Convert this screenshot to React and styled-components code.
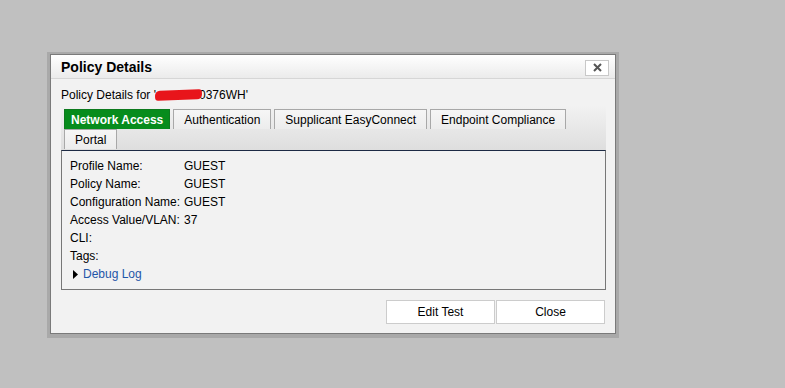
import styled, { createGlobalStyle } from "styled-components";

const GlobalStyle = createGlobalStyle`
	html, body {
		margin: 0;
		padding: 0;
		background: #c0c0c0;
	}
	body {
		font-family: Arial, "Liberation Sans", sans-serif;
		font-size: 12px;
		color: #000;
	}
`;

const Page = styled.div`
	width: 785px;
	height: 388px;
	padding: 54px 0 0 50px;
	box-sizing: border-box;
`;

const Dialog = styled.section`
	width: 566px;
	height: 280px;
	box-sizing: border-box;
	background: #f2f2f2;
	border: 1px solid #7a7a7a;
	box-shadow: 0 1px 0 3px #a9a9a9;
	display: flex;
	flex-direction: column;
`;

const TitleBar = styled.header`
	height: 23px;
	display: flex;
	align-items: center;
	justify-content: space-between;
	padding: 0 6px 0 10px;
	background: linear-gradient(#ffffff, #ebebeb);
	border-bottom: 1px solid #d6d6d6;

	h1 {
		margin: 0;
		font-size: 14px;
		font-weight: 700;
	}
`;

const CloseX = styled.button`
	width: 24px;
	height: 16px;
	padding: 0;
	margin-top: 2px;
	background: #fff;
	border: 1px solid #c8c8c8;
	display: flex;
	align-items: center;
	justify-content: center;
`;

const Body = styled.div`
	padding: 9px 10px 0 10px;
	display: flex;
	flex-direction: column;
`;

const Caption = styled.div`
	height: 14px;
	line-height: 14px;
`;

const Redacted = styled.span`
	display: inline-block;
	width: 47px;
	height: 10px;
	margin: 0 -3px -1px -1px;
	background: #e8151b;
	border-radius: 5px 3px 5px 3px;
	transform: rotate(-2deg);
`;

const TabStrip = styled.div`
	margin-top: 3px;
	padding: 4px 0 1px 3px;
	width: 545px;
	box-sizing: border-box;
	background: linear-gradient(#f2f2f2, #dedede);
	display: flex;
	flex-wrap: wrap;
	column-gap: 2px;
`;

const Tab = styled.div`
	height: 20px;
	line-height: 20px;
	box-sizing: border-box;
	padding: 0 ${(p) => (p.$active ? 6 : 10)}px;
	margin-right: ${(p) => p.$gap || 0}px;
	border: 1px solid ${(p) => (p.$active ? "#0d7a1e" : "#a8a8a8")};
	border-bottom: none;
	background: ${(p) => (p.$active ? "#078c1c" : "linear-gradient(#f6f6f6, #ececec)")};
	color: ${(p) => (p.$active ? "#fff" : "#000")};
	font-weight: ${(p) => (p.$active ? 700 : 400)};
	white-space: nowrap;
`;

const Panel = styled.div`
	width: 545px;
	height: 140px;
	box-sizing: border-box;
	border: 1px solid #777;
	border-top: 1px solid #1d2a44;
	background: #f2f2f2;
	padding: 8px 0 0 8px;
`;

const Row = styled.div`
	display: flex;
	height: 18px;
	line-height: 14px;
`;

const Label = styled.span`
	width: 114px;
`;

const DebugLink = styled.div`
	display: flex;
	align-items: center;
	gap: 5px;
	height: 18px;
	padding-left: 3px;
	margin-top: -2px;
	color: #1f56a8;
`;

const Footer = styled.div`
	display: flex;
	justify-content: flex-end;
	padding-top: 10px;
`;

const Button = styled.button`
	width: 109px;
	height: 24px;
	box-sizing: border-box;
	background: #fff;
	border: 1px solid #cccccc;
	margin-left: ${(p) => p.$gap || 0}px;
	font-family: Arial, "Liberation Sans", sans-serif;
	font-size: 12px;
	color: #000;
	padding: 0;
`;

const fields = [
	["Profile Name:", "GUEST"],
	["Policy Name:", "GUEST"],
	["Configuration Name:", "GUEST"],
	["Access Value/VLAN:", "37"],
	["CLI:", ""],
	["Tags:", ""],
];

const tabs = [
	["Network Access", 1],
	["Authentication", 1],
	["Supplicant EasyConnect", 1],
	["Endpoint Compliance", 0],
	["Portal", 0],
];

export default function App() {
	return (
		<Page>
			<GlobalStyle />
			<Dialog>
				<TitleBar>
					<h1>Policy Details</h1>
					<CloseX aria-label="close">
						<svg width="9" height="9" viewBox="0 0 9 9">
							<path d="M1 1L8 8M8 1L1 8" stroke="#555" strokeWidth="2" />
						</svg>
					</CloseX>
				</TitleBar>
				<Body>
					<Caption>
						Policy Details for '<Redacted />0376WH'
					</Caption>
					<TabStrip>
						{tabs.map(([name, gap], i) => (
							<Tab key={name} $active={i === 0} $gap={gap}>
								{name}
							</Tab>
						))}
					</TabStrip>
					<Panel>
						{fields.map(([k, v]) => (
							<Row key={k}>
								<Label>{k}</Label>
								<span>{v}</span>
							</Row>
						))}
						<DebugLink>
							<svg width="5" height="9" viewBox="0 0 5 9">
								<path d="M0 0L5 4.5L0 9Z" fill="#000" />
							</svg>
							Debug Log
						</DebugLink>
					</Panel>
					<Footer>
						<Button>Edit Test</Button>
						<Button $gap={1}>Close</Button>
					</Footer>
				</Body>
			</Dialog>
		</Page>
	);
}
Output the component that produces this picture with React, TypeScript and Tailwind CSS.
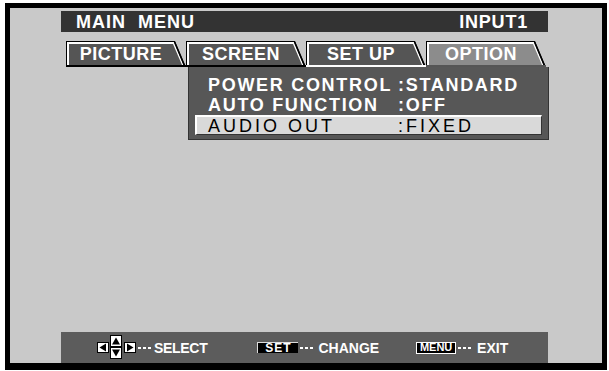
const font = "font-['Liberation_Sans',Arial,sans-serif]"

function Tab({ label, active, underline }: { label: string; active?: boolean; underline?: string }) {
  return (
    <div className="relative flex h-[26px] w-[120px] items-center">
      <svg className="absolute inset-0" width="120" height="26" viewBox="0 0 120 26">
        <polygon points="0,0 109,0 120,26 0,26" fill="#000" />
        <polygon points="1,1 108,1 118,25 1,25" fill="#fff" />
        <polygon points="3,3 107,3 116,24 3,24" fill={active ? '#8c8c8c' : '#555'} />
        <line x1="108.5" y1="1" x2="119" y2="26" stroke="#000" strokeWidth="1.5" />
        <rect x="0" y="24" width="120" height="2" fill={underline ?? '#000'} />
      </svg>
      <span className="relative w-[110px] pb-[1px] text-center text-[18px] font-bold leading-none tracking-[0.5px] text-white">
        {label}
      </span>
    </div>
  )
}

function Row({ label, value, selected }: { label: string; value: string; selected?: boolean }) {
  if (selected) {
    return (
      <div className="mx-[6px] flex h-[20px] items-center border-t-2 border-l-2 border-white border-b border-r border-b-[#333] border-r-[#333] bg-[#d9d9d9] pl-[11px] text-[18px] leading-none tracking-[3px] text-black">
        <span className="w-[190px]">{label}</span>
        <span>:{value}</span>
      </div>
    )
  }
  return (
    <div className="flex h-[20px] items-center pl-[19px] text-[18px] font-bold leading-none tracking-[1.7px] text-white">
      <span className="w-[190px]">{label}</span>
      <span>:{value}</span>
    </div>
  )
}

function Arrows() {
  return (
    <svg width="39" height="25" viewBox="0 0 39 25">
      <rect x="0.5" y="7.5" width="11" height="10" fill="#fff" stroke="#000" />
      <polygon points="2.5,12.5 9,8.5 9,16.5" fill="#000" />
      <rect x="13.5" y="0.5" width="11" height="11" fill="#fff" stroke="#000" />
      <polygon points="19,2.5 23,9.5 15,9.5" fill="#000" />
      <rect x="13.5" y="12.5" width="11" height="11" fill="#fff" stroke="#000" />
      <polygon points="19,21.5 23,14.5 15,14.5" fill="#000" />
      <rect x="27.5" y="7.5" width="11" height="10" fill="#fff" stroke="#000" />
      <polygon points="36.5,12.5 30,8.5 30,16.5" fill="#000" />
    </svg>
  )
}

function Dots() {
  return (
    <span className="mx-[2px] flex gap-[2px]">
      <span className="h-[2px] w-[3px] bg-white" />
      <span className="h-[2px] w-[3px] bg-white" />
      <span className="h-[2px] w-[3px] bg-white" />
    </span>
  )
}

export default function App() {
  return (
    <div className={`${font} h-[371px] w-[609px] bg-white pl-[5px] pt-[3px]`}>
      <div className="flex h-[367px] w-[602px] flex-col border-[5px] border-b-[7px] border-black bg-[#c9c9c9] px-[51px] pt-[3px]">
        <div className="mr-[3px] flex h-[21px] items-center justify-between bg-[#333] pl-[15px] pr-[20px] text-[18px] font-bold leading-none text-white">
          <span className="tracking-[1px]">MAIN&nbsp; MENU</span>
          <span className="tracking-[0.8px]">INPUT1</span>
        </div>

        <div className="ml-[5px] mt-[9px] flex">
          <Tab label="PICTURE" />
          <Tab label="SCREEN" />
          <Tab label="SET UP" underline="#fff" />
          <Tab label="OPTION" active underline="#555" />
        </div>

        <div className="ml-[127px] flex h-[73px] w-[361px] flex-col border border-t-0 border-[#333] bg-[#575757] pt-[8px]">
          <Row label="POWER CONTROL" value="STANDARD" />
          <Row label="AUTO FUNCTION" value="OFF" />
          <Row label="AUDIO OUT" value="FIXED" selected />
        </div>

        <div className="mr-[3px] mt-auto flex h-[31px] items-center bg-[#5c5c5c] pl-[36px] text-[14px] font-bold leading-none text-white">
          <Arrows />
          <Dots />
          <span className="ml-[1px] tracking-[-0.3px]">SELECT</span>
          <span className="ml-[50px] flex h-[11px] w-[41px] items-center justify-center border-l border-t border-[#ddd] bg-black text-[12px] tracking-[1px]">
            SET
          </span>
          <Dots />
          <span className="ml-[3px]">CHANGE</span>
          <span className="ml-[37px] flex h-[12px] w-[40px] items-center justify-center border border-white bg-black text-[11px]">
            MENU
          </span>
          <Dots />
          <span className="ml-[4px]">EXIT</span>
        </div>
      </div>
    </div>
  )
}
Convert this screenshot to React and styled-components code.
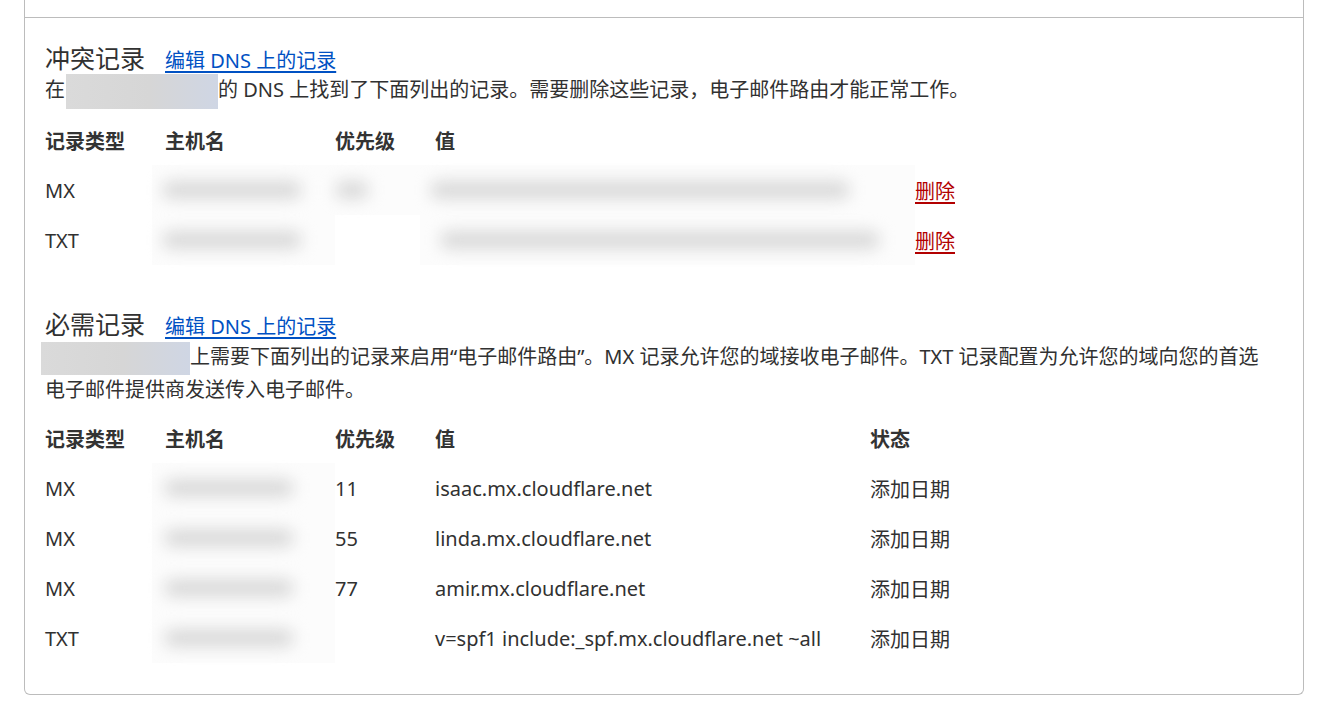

Exercise requirements
Copy nothing but the lines from the top of the data down to the line containing "border-bottom: 1px solid #d6d6d6;", and leave the pictures out.

Worked answer
Convert this screenshot to React and styled-components code.
import styled, { createGlobalStyle } from "styled-components";

const GlobalStyle = createGlobalStyle`
	html, body {
		margin: 0;
		padding: 0;
		background: #c0c0c0;
	}
	body {
		font-family: Arial, "Liberation Sans", sans-serif;
		font-size: 12px;
		color: #000;
	}
`;

const Page = styled.div`
	width: 785px;
	height: 388px;
	padding: 54px 0 0 50px;
	box-sizing: border-box;
`;

const Dialog = styled.section`
	width: 566px;
	height: 280px;
	box-sizing: border-box;
	background: #f2f2f2;
	border: 1px solid #7a7a7a;
	box-shadow: 0 1px 0 3px #a9a9a9;
	display: flex;
	flex-direction: column;
`;

const TitleBar = styled.header`
	height: 23px;
	display: flex;
	align-items: center;
	justify-content: space-between;
	padding: 0 6px 0 10px;
	background: linear-gradient(#ffffff, #ebebeb);
	border-bottom: 1px solid #d6d6d6;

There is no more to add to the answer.